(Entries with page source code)
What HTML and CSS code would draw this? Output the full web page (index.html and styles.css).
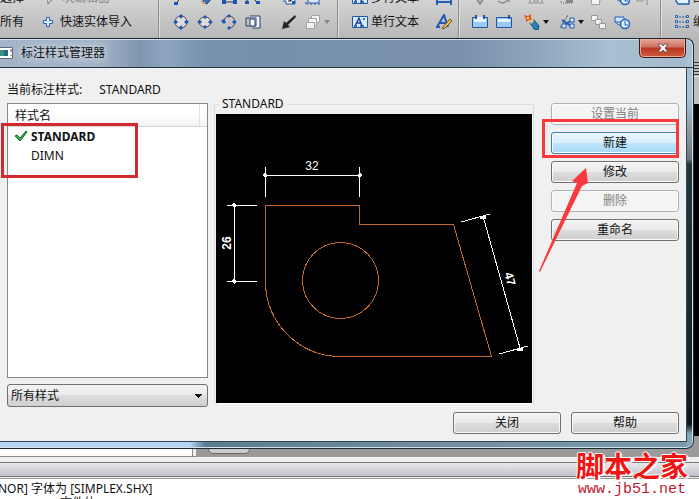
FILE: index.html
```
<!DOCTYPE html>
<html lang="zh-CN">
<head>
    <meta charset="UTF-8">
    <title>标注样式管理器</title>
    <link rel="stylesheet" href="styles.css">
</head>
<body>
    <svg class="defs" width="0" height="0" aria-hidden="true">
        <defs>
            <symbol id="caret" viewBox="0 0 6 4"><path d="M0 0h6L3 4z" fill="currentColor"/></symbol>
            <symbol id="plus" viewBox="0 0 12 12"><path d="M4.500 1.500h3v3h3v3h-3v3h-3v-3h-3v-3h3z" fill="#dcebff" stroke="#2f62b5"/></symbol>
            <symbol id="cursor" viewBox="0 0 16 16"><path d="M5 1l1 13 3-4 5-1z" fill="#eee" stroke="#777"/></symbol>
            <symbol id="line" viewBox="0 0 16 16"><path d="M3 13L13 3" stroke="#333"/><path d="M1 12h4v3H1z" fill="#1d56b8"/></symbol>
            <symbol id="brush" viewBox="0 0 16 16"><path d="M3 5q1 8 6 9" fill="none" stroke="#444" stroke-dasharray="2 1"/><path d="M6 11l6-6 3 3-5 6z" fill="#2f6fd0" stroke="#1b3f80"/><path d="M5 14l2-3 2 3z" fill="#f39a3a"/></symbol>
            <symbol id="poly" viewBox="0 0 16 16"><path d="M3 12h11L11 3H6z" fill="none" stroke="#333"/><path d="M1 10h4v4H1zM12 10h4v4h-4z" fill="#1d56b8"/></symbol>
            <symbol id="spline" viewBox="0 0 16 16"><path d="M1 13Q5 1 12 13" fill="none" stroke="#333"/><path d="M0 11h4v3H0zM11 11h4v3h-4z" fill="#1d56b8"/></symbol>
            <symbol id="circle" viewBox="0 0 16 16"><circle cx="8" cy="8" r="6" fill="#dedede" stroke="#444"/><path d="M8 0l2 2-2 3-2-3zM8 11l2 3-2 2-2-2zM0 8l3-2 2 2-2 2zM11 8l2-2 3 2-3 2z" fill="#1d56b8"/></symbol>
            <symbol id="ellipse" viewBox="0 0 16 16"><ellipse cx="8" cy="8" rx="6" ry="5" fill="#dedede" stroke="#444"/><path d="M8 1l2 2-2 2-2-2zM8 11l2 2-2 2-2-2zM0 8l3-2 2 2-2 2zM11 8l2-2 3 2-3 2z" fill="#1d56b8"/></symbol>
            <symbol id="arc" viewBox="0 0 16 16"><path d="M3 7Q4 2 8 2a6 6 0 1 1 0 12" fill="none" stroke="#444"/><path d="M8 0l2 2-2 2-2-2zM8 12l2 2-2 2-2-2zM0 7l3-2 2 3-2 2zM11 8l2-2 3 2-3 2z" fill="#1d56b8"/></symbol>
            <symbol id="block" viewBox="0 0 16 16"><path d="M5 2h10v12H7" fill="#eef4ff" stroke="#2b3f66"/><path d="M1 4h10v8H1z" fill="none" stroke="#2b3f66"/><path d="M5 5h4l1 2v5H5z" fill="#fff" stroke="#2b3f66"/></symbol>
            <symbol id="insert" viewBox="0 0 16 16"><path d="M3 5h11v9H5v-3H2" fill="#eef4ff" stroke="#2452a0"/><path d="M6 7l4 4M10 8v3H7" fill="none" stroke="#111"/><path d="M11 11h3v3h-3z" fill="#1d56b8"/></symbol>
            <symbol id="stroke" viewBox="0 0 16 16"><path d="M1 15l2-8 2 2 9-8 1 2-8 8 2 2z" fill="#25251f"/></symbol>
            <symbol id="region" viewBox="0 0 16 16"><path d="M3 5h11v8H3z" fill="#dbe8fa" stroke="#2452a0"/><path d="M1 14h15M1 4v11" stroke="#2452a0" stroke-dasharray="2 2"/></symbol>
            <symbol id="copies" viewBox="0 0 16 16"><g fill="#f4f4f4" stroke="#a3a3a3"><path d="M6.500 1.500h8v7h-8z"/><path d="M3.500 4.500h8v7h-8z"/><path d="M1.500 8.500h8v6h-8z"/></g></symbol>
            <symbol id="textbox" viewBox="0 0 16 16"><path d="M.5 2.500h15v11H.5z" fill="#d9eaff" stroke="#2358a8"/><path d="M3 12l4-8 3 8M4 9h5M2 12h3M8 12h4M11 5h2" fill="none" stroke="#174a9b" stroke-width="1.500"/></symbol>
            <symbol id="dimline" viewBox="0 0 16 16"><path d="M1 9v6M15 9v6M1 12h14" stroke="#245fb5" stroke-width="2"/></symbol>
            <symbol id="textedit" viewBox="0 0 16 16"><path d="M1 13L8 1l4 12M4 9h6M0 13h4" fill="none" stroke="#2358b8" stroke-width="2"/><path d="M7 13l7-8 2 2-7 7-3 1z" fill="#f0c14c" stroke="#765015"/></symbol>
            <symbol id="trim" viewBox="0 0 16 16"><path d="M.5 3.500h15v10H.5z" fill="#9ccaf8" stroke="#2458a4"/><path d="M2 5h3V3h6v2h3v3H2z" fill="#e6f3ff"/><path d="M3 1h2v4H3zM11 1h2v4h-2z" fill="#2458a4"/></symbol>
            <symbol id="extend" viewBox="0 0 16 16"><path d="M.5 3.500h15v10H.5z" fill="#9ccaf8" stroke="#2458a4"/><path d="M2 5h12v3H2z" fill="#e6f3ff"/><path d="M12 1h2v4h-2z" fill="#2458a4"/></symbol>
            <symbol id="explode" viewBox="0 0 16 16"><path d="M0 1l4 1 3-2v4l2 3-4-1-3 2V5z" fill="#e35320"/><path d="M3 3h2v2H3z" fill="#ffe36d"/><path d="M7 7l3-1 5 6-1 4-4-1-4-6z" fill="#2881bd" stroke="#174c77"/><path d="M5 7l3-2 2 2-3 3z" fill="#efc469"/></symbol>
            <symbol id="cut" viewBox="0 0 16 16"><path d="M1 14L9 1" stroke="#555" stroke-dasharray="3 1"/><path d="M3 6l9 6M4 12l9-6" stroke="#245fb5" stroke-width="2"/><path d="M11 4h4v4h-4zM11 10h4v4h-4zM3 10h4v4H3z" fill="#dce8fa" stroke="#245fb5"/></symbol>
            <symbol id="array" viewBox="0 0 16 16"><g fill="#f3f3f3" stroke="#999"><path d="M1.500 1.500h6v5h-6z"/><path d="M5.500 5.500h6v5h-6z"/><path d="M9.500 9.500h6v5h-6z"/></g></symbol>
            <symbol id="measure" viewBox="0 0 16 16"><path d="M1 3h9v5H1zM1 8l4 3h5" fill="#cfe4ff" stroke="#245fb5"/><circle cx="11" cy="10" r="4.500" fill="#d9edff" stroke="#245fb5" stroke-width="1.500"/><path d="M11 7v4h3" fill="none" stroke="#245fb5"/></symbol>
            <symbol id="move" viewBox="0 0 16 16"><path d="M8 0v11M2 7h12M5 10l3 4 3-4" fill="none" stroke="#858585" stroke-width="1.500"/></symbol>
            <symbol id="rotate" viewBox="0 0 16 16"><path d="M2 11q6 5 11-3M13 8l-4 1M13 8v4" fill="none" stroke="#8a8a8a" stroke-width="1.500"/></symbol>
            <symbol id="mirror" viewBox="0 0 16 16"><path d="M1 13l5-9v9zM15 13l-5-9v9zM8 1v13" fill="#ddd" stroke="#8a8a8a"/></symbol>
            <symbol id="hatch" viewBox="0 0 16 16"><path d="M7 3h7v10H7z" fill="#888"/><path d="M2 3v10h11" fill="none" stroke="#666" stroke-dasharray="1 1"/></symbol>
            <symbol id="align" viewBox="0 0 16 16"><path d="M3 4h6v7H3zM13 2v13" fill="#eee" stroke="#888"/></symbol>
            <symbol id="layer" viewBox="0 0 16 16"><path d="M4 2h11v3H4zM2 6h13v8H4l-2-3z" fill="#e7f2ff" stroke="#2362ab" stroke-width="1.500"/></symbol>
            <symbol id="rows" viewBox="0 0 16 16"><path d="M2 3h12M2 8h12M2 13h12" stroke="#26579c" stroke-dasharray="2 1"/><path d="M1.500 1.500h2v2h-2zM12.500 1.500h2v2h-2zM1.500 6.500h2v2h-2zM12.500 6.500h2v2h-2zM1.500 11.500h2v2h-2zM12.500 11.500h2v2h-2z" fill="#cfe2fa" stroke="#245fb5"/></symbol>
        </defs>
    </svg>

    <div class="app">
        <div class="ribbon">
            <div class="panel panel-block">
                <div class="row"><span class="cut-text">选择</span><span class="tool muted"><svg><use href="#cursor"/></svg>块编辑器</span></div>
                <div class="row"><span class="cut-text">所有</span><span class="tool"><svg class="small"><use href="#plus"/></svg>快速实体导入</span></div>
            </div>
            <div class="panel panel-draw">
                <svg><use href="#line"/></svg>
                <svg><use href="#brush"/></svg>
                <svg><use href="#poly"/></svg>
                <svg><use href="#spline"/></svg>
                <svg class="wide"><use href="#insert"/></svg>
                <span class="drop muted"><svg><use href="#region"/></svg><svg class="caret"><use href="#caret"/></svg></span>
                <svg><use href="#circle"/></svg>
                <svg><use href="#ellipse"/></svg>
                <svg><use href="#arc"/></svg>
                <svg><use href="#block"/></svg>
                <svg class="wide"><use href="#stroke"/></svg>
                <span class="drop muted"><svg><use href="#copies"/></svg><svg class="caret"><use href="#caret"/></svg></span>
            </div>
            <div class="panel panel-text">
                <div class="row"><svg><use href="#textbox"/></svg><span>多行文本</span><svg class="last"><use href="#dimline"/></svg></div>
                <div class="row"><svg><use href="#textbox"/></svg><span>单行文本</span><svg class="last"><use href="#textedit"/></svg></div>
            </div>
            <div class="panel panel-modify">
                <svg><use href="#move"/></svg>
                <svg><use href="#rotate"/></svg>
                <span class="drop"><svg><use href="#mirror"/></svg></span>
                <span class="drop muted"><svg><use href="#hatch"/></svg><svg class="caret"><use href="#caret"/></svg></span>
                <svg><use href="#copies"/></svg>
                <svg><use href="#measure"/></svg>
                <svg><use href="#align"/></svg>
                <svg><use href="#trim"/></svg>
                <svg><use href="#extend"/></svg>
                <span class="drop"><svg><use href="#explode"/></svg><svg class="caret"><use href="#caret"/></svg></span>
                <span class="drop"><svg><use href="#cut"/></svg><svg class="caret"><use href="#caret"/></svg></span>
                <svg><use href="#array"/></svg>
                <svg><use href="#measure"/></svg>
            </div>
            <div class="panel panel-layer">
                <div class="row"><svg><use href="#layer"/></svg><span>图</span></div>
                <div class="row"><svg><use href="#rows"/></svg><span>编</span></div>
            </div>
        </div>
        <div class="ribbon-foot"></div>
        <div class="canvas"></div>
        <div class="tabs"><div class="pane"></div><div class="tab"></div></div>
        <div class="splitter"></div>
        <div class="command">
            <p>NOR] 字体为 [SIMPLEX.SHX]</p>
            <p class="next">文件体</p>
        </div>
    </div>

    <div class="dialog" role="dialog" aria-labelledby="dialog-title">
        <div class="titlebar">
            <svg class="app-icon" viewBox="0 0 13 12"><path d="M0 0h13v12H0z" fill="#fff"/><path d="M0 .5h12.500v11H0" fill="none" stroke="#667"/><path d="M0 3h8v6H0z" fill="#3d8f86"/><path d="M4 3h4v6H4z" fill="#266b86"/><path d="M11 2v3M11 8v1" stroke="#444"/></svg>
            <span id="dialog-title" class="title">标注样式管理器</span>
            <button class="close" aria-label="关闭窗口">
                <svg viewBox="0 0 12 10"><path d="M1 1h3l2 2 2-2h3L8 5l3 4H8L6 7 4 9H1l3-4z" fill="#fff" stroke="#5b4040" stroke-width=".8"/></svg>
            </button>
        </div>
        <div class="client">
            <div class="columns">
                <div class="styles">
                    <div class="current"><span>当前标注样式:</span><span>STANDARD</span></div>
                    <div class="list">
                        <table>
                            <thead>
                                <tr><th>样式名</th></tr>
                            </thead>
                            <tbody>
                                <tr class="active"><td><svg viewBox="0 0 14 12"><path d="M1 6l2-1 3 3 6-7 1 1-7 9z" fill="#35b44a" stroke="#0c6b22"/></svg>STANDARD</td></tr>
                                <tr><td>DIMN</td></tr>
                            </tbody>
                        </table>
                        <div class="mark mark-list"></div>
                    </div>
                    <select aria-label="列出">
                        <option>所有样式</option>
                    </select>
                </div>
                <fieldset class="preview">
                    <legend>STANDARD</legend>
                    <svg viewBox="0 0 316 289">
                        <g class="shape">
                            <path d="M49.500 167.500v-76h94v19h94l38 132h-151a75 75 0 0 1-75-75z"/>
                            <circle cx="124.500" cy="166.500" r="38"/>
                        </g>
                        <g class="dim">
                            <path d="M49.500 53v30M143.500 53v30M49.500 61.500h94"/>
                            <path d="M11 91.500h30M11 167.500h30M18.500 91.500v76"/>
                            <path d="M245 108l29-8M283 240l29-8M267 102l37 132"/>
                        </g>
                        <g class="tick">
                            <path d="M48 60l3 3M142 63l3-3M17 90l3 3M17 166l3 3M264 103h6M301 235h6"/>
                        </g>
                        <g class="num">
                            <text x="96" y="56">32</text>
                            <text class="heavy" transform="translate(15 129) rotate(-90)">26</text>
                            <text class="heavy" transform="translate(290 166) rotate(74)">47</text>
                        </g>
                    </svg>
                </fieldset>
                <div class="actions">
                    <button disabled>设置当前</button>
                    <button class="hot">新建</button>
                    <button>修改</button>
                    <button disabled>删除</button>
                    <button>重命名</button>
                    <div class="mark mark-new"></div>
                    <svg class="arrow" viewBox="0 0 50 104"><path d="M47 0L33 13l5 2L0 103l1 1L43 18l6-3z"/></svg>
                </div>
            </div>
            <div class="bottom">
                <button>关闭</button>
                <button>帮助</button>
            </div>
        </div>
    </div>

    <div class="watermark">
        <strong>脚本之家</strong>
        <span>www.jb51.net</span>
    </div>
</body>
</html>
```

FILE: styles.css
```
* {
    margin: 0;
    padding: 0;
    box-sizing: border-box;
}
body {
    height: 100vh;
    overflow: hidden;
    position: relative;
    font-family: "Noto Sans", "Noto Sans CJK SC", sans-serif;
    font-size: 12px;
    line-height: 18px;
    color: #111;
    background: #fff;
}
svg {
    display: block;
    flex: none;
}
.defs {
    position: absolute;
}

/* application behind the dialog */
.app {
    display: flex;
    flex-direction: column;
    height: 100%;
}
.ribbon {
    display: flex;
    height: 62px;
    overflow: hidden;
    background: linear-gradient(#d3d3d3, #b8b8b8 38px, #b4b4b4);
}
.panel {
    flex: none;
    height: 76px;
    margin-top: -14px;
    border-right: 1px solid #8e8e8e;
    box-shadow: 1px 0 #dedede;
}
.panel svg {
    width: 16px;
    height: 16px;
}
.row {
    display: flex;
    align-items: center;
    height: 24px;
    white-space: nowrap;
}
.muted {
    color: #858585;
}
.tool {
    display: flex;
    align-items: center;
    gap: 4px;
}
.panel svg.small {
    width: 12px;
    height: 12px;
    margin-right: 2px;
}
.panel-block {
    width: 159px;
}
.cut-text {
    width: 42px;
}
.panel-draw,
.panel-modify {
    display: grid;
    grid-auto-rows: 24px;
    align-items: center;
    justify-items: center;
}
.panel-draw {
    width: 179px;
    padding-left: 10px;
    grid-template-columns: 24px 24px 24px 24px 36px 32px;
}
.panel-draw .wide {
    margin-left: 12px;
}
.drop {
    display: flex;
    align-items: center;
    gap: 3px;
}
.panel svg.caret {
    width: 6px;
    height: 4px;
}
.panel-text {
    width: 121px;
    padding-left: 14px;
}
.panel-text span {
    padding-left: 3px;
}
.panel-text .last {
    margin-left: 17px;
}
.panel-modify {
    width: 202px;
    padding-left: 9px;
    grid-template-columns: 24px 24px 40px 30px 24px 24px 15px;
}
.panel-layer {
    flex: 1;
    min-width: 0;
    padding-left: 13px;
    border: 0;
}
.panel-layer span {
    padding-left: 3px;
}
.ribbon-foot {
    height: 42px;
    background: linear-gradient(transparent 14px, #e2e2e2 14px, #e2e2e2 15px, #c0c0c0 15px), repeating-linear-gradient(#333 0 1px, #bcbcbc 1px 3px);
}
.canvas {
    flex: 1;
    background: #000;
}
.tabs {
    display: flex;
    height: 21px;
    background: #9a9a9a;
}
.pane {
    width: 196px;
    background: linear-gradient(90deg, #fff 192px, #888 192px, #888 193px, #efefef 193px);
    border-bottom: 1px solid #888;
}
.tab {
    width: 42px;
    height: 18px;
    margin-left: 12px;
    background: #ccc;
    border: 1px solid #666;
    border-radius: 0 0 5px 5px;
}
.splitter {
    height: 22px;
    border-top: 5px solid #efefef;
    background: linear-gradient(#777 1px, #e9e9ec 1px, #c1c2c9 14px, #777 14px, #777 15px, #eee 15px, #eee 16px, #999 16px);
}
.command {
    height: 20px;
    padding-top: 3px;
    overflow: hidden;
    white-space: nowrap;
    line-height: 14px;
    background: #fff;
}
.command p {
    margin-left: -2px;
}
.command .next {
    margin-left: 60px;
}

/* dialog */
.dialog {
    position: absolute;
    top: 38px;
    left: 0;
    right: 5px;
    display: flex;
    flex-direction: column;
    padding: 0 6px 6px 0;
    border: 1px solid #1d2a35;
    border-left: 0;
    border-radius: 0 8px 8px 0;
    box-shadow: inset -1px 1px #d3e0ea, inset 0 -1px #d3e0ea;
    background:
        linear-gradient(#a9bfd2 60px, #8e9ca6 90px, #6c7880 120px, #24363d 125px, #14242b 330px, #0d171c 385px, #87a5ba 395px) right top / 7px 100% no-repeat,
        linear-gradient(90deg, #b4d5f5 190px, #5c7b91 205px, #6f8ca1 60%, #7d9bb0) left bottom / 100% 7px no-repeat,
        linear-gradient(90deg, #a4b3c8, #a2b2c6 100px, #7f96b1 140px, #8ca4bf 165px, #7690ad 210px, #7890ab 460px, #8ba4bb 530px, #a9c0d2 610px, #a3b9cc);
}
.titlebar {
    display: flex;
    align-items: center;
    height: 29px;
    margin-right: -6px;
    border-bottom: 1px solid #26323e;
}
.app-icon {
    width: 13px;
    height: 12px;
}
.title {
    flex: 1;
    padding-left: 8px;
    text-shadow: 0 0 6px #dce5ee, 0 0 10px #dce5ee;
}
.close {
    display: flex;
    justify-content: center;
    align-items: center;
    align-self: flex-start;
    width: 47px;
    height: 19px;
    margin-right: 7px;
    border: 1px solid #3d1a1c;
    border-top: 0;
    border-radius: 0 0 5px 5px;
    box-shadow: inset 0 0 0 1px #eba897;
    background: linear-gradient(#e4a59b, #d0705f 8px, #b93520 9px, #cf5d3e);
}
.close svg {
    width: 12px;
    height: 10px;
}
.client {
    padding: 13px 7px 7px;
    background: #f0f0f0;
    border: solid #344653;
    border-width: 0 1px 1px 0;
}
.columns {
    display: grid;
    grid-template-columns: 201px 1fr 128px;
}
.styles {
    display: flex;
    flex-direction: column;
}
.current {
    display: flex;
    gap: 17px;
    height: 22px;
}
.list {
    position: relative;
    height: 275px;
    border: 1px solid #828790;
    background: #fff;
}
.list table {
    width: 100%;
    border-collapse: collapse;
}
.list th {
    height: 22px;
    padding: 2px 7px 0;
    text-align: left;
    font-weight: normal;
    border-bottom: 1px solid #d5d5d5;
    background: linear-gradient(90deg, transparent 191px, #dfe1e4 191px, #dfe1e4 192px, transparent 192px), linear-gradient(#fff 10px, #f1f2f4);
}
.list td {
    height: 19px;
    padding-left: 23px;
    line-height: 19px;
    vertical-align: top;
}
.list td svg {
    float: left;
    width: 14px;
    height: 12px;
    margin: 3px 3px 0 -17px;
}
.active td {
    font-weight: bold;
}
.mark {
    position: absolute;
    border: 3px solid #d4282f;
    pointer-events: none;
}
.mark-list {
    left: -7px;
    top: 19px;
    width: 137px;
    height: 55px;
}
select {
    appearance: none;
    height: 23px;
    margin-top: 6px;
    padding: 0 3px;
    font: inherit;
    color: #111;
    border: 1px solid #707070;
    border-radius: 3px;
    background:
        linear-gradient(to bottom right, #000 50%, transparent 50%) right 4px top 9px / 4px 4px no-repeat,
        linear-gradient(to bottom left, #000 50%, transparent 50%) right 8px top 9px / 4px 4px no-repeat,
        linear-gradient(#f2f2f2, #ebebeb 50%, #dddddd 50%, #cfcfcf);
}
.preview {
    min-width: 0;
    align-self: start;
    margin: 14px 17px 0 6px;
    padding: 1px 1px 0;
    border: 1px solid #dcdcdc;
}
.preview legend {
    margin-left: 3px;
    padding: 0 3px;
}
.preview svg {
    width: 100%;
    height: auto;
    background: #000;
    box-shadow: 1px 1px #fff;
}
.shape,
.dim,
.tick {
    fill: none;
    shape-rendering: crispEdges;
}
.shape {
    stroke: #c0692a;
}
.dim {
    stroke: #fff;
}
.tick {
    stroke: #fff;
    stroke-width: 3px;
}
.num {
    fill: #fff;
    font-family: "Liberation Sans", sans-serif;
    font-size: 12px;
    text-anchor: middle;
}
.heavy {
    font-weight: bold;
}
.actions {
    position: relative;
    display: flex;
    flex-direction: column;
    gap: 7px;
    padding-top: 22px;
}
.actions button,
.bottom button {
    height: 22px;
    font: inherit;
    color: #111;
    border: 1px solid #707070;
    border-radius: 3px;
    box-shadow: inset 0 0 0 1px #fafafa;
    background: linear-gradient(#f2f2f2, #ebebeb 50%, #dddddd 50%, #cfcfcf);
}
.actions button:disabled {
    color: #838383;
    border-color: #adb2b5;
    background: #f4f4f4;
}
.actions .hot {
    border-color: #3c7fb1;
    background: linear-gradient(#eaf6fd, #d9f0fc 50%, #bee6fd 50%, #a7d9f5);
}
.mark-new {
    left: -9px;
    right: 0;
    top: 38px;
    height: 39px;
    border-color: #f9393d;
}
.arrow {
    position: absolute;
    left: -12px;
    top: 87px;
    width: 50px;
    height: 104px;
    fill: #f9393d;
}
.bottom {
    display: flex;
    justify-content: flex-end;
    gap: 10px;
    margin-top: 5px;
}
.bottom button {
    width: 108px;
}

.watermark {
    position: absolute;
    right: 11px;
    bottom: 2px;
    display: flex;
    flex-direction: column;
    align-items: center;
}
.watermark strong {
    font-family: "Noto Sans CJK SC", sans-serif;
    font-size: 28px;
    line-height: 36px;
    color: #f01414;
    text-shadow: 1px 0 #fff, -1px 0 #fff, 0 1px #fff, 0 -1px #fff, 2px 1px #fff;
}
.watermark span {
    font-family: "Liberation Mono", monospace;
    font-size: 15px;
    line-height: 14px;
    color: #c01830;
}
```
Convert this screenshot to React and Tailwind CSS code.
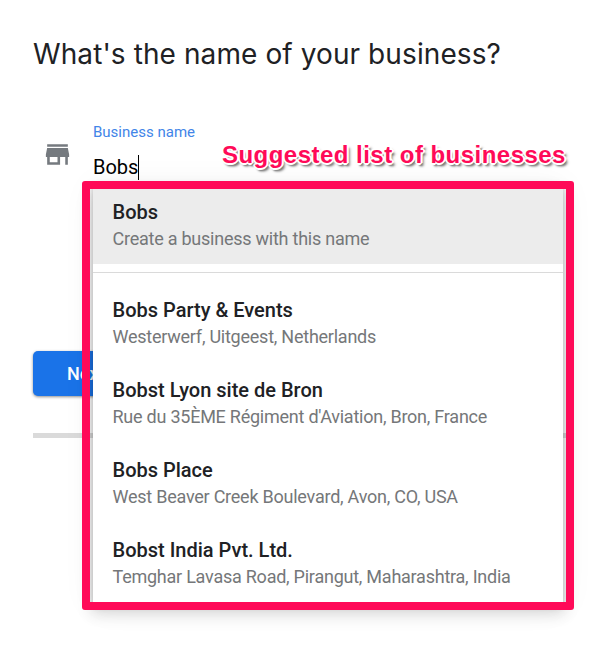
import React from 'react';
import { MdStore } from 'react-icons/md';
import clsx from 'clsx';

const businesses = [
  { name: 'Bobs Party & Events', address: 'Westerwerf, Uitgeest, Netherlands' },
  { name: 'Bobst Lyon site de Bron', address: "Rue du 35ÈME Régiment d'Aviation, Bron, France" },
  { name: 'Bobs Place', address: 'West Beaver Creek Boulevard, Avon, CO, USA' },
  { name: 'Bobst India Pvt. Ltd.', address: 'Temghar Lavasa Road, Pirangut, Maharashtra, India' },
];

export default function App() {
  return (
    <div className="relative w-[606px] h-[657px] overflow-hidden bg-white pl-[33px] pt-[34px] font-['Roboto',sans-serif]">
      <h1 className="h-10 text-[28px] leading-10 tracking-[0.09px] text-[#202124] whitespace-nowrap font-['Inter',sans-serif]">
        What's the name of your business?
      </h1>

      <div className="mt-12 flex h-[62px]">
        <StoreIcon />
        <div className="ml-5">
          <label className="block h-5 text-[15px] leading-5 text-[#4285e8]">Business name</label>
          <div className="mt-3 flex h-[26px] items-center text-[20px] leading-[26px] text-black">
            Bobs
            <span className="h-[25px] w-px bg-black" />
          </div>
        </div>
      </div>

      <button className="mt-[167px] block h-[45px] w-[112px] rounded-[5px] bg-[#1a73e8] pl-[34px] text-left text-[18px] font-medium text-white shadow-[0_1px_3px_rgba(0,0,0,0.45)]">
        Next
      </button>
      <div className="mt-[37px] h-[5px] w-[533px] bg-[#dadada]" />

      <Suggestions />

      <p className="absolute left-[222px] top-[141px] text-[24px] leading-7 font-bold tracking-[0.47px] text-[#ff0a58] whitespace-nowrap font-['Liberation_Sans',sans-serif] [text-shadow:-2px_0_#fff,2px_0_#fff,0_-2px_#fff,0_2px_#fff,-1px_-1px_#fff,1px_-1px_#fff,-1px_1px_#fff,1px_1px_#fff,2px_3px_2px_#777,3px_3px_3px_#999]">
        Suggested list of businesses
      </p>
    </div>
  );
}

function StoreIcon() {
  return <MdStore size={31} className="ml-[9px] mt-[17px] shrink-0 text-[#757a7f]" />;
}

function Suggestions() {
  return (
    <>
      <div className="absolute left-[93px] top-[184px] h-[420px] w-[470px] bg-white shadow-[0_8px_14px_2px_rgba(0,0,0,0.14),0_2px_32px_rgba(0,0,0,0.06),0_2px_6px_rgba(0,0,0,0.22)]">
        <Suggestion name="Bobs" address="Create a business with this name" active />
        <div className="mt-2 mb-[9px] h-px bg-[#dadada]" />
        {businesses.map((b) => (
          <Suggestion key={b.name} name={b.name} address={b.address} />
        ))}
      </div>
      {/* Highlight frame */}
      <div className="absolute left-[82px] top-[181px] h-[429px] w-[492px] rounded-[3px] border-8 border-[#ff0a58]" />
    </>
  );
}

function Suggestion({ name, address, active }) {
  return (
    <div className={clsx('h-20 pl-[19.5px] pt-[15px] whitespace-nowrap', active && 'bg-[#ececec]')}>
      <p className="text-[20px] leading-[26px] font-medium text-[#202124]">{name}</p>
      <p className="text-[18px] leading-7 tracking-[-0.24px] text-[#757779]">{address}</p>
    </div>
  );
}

(Written instruction) In the listing above, find the line with "Convert this screenshot" and the line with "import clsx from 'clsx';". Copy both of them and every line between, exactly, but not the pictures.

(Answer to this problem)
Convert this screenshot to React and Tailwind CSS code.
import React from 'react';
import { MdStore } from 'react-icons/md';
import clsx from 'clsx';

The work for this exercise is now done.